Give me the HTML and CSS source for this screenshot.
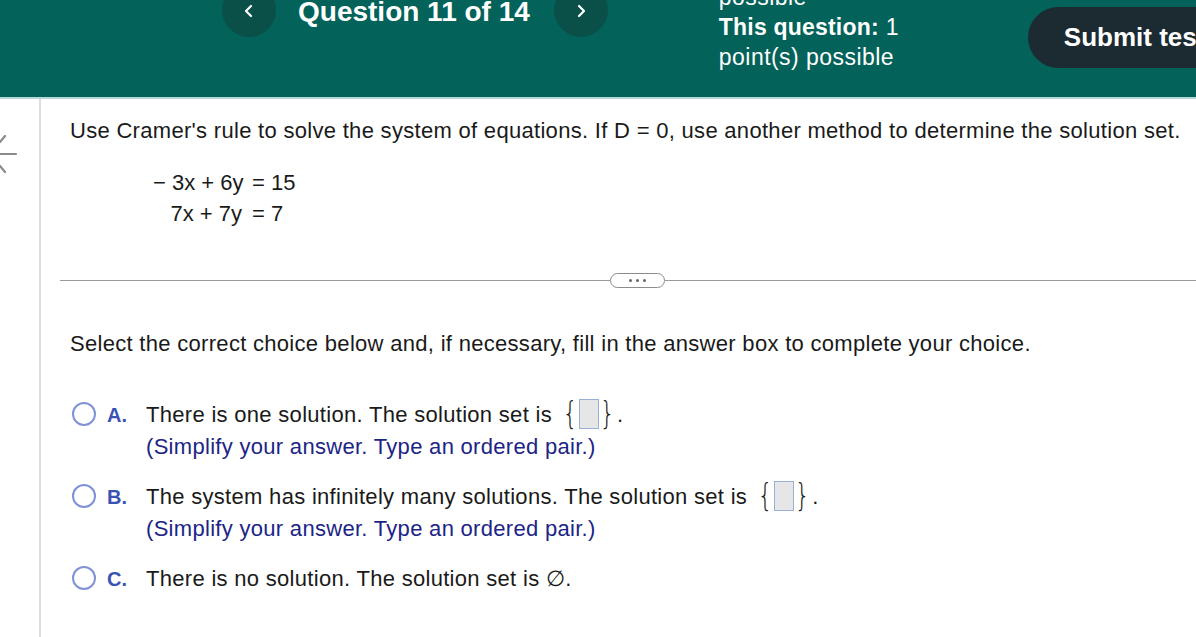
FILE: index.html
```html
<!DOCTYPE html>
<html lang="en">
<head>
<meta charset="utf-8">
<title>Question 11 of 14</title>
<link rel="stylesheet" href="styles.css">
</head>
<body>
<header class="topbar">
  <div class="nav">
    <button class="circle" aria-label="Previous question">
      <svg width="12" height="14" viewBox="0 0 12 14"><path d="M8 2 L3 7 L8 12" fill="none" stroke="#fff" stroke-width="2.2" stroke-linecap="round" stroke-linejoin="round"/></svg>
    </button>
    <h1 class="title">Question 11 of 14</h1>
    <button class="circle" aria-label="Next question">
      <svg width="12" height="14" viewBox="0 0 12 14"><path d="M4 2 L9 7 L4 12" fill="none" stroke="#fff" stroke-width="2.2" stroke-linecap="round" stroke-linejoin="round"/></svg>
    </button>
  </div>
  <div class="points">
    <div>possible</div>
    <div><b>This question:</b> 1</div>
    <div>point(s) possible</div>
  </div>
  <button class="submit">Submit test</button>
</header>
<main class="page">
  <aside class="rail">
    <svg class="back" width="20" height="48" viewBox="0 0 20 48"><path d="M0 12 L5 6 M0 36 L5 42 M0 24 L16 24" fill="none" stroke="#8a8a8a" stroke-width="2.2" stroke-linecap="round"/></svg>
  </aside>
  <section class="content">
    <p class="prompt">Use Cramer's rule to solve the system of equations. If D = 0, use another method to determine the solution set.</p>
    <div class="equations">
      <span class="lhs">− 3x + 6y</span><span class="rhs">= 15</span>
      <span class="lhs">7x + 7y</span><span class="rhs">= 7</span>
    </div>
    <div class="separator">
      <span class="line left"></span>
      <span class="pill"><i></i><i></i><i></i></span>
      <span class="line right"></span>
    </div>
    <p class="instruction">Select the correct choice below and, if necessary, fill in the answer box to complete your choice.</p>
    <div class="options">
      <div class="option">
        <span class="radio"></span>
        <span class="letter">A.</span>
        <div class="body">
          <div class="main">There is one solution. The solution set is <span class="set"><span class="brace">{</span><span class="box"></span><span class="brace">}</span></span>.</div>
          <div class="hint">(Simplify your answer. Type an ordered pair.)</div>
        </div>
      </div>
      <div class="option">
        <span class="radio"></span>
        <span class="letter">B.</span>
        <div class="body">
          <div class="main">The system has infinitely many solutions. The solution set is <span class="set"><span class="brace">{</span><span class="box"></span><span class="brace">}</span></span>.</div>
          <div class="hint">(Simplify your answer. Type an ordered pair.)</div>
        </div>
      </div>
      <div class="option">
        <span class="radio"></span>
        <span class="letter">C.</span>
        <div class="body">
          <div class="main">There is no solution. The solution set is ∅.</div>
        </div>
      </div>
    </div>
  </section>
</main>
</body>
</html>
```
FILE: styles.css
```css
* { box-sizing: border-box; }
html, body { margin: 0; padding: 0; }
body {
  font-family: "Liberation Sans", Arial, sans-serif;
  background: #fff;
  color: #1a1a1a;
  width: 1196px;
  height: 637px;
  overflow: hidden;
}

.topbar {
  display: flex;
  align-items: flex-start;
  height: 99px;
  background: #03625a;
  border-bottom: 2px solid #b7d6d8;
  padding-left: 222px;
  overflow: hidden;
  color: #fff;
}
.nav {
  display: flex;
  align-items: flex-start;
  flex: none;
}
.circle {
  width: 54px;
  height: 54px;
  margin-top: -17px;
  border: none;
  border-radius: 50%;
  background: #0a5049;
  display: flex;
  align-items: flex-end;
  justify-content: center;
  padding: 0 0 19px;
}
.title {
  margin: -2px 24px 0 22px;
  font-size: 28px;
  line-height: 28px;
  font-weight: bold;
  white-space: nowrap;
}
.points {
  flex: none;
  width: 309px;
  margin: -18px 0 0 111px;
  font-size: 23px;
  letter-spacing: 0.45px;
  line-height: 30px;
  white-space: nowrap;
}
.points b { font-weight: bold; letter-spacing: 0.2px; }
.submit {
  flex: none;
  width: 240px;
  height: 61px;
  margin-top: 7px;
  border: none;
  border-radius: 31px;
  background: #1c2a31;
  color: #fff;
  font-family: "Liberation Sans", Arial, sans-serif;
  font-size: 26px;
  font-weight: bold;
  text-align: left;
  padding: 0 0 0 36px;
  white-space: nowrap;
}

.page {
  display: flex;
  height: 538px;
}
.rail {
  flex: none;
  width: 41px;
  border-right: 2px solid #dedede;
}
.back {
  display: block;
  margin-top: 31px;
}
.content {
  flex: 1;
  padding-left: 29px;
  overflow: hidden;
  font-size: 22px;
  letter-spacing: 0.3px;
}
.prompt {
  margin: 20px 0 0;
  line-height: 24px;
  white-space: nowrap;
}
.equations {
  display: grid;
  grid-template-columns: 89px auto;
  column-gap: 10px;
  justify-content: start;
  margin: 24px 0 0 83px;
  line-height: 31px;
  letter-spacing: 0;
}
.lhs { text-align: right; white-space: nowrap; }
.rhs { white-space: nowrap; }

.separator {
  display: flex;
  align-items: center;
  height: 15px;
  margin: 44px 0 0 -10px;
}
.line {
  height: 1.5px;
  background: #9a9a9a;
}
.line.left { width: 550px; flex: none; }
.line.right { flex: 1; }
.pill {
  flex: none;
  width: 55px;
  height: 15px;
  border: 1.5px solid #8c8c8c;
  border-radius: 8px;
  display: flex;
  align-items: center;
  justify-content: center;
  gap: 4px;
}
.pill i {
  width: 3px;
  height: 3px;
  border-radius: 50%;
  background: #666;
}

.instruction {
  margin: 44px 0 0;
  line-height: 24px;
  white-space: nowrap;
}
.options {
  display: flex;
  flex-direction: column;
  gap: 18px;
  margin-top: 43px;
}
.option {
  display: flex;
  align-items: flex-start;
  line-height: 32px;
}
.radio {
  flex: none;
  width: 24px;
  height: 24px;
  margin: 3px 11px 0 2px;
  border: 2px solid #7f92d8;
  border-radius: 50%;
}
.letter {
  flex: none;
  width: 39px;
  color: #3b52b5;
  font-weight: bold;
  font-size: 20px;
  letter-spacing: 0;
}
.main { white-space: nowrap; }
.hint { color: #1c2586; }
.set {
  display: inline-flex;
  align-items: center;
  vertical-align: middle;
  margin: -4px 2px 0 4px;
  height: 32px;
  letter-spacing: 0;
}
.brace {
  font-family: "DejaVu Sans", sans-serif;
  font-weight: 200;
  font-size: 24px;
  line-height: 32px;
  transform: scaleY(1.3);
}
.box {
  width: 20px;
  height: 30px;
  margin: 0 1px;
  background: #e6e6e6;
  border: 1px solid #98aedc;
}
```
::::::::::
Aim of the exercise: Reproduce all of the data exactly, omitting each picture it holds.

The solution:
Give me the HTML and CSS source for this screenshot.
FILE: index.html
```html
<!DOCTYPE html>
<html lang="en">
<head>
<meta charset="utf-8">
<title>Question 11 of 14</title>
<link rel="stylesheet" href="styles.css">
</head>
<body>
<header class="topbar">
  <div class="nav">
    <button class="circle" aria-label="Previous question">
      <svg width="12" height="14" viewBox="0 0 12 14"><path d="M8 2 L3 7 L8 12" fill="none" stroke="#fff" stroke-width="2.2" stroke-linecap="round" stroke-linejoin="round"/></svg>
    </button>
    <h1 class="title">Question 11 of 14</h1>
    <button class="circle" aria-label="Next question">
      <svg width="12" height="14" viewBox="0 0 12 14"><path d="M4 2 L9 7 L4 12" fill="none" stroke="#fff" stroke-width="2.2" stroke-linecap="round" stroke-linejoin="round"/></svg>
    </button>
  </div>
  <div class="points">
    <div>possible</div>
    <div><b>This question:</b> 1</div>
    <div>point(s) possible</div>
  </div>
  <button class="submit">Submit test</button>
</header>
<main class="page">
  <aside class="rail">
    <svg class="back" width="20" height="48" viewBox="0 0 20 48"><path d="M0 12 L5 6 M0 36 L5 42 M0 24 L16 24" fill="none" stroke="#8a8a8a" stroke-width="2.2" stroke-linecap="round"/></svg>
  </aside>
  <section class="content">
    <p class="prompt">Use Cramer's rule to solve the system of equations. If D = 0, use another method to determine the solution set.</p>
    <div class="equations">
      <span class="lhs">− 3x + 6y</span><span class="rhs">= 15</span>
      <span class="lhs">7x + 7y</span><span class="rhs">= 7</span>
    </div>
    <div class="separator">
      <span class="line left"></span>
      <span class="pill"><i></i><i></i><i></i></span>
      <span class="line right"></span>
    </div>
    <p class="instruction">Select the correct choice below and, if necessary, fill in the answer box to complete your choice.</p>
    <div class="options">
      <div class="option">
        <span class="radio"></span>
        <span class="letter">A.</span>
        <div class="body">
          <div class="main">There is one solution. The solution set is <span class="set"><span class="brace">{</span><span class="box"></span><span class="brace">}</span></span>.</div>
          <div class="hint">(Simplify your answer. Type an ordered pair.)</div>
        </div>
      </div>
      <div class="option">
        <span class="radio"></span>
        <span class="letter">B.</span>
        <div class="body">
          <div class="main">The system has infinitely many solutions. The solution set is <span class="set"><span class="brace">{</span><span class="box"></span><span class="brace">}</span></span>.</div>
          <div class="hint">(Simplify your answer. Type an ordered pair.)</div>
        </div>
      </div>
      <div class="option">
        <span class="radio"></span>
        <span class="letter">C.</span>
        <div class="body">
          <div class="main">There is no solution. The solution set is ∅.</div>
        </div>
      </div>
    </div>
  </section>
</main>
</body>
</html>
```
FILE: styles.css
```css
* { box-sizing: border-box; }
html, body { margin: 0; padding: 0; }
body {
  font-family: "Liberation Sans", Arial, sans-serif;
  background: #fff;
  color: #1a1a1a;
  width: 1196px;
  height: 637px;
  overflow: hidden;
}

.topbar {
  display: flex;
  align-items: flex-start;
  height: 99px;
  background: #03625a;
  border-bottom: 2px solid #b7d6d8;
  padding-left: 222px;
  overflow: hidden;
  color: #fff;
}
.nav {
  display: flex;
  align-items: flex-start;
  flex: none;
}
.circle {
  width: 54px;
  height: 54px;
  margin-top: -17px;
  border: none;
  border-radius: 50%;
  background: #0a5049;
  display: flex;
  align-items: flex-end;
  justify-content: center;
  padding: 0 0 19px;
}
.title {
  margin: -2px 24px 0 22px;
  font-size: 28px;
  line-height: 28px;
  font-weight: bold;
  white-space: nowrap;
}
.points {
  flex: none;
  width: 309px;
  margin: -18px 0 0 111px;
  font-size: 23px;
  letter-spacing: 0.45px;
  line-height: 30px;
  white-space: nowrap;
}
.points b { font-weight: bold; letter-spacing: 0.2px; }
.submit {
  flex: none;
  width: 240px;
  height: 61px;
  margin-top: 7px;
  border: none;
  border-radius: 31px;
  background: #1c2a31;
  color: #fff;
  font-family: "Liberation Sans", Arial, sans-serif;
  font-size: 26px;
  font-weight: bold;
  text-align: left;
  padding: 0 0 0 36px;
  white-space: nowrap;
}

.page {
  display: flex;
  height: 538px;
}
.rail {
  flex: none;
  width: 41px;
  border-right: 2px solid #dedede;
}
.back {
  display: block;
  margin-top: 31px;
}
.content {
  flex: 1;
  padding-left: 29px;
  overflow: hidden;
  font-size: 22px;
  letter-spacing: 0.3px;
}
.prompt {
  margin: 20px 0 0;
  line-height: 24px;
  white-space: nowrap;
}
.equations {
  display: grid;
  grid-template-columns: 89px auto;
  column-gap: 10px;
  justify-content: start;
  margin: 24px 0 0 83px;
  line-height: 31px;
  letter-spacing: 0;
}
.lhs { text-align: right; white-space: nowrap; }
.rhs { white-space: nowrap; }

.separator {
  display: flex;
  align-items: center;
  height: 15px;
  margin: 44px 0 0 -10px;
}
.line {
  height: 1.5px;
  background: #9a9a9a;
}
.line.left { width: 550px; flex: none; }
.line.right { flex: 1; }
.pill {
  flex: none;
  width: 55px;
  height: 15px;
  border: 1.5px solid #8c8c8c;
  border-radius: 8px;
  display: flex;
  align-items: center;
  justify-content: center;
  gap: 4px;
}
.pill i {
  width: 3px;
  height: 3px;
  border-radius: 50%;
  background: #666;
}

.instruction {
  margin: 44px 0 0;
  line-height: 24px;
  white-space: nowrap;
}
.options {
  display: flex;
  flex-direction: column;
  gap: 18px;
  margin-top: 43px;
}
.option {
  display: flex;
  align-items: flex-start;
  line-height: 32px;
}
.radio {
  flex: none;
  width: 24px;
  height: 24px;
  margin: 3px 11px 0 2px;
  border: 2px solid #7f92d8;
  border-radius: 50%;
}
.letter {
  flex: none;
  width: 39px;
  color: #3b52b5;
  font-weight: bold;
  font-size: 20px;
  letter-spacing: 0;
}
.main { white-space: nowrap; }
.hint { color: #1c2586; }
.set {
  display: inline-flex;
  align-items: center;
  vertical-align: middle;
  margin: -4px 2px 0 4px;
  height: 32px;
  letter-spacing: 0;
}
.brace {
  font-family: "DejaVu Sans", sans-serif;
  font-weight: 200;
  font-size: 24px;
  line-height: 32px;
  transform: scaleY(1.3);
}
.box {
  width: 20px;
  height: 30px;
  margin: 0 1px;
  background: #e6e6e6;
  border: 1px solid #98aedc;
}
```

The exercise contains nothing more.